JL: I’m a reporting analyst, and I pull information from multiple sources and then design Power BI reports for action-oriented reporting for the account operations team on the wholesale side of the business.
Why did you start your learning journey?
DK: Learning is an important aspect of my life. It gives me the opportunity to grow as a person and professionally. It also allows me to adapt to changes, achieve my goals, and continuously improve myself.
One area that sparked my interest in learning had a lot to do with recent digitalization trends. We’re so deeply intertwined with new technologies – which can also be relevant to our work – and I thought it would be important to gain new insights into the latest tech trends and changes.
And I also wanted to work on my soft skills too – and one of the coolest resources I use at work is LinkedIn Learning.
JL: It’s always been part of me to try and learn how to do something. I’ve always enjoyed starting at the bottom of something and trying to work my way up because you learn all the aspects from the bottom to the top.
And, you know, life happens on the way of making plans, and I have attempted to go to school multiple times throughout my life, and something has always come up to prevent me from completing that journey. But I’ve always wanted to make sure that I continued learning along the way.
Why LinkedIn Learning?
DK: These are my top three reasons I use LinkedIn learning.
- LinkedIn offers a variety of soft skill trainings I’m interested in, such as developing your emotional intelligence, building productive working relationships, and educating yourself on diversity and inclusion topics; I think all of these areas are essential for effective communication and teamwork collaboration.
- To upskill myself for new tasks and projects I’ve been assigned and to maintain my professional certificates.

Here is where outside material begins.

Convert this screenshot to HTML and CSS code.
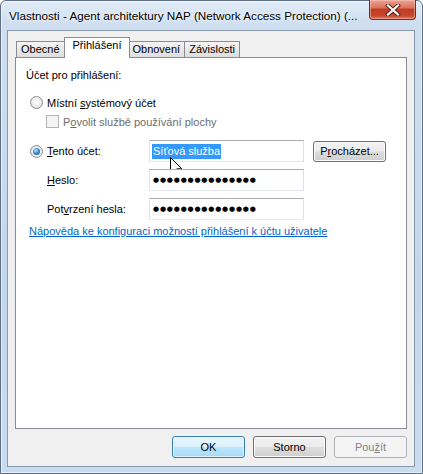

- I particularly like that LinkedIn Learnings can be customized to a specific role or skill that you would like to develop; and you can also pause these trainings and continue the next day.
JL: When I started as a new associate, I wanted to know what we could access. A friend said, “Have you checked out the Learning Hub on our intranet?” And so, I went on to the adidas Learning Hub and saw the LinkedIn Learning link.
When my manager came on board two years ago, he wanted to take us to a new level as a company. And he said I’d like us to Start learning some SQL (SQL is a programming language used for extracting and managing information from databases). And I’m like, okay, so I immediately jumped back on to LinkedIn Learning and started pulling stuff up.
How much time do you spend learning?
DK: I block 30 minutes on a weekly basis.
JL: Now, I pick a specific hour out of the day that that I block off and that I list on my calendar that I’m in a meeting during that particular time – because technically I’m in a meeting with my mind.
What's your prime motivation to keep learning?
DK: I think my main motivators are my sense of curiosity and to stay on top of the latest technological advancements. That curiosity has also led me to take some of the most interesting courses, which were about interpersonal behavioral skills; and these skills are so helpful because we are a global organization made up of many different cultures.
JL: I’ve always liked to take things apart and put them back together to understand how they work. And so, in my personal life, my wife and I are not mechanics, but here in the last year, we’re like, okay, we think we can fix this issue on the car. So we’ll go and figure it out. We’ll watch some videos and say, oh, that doesn’t look too hard.
What other learning tools or platforms do you use to upskill yourself?
DK: I also make time for the Manager Development Experience available on our internal Learning Hub. This program is designed to help you to be better every day as a manager, to support your team members to achieve their best and to enable your growth as a leader at adidas.
JL: I explored other options that adidas offers, and adidas is partnered with Arizona State University (ASU) for North American-based employees. So, my learning journey that started with LinkedIn learning and Excel files has progressed to ASU courses. Thanks to the partnership with adidas and ASU, I was accepted into their program and I’m currently taking classes for a bachelor’s degree in data science.
How would you encourage someone to start taking advantage of the learning opportunities around them?
DK: Things are changing constantly, so if you want to remain an expert in your role, I think taking the time to learn is essential. It’s important to stay in sync with everything happening around you.
JL: Just take 10 minutes and read an article or watch a video.
People can learn in multiple different ways; for instance, I found out that I learned better from watching versus reading. Pick what you want and then pull it out of the learning, which has helped me for years. Learning can be overwhelming, so just take it in small pieces.
This interview has been edited and condensed for clarity.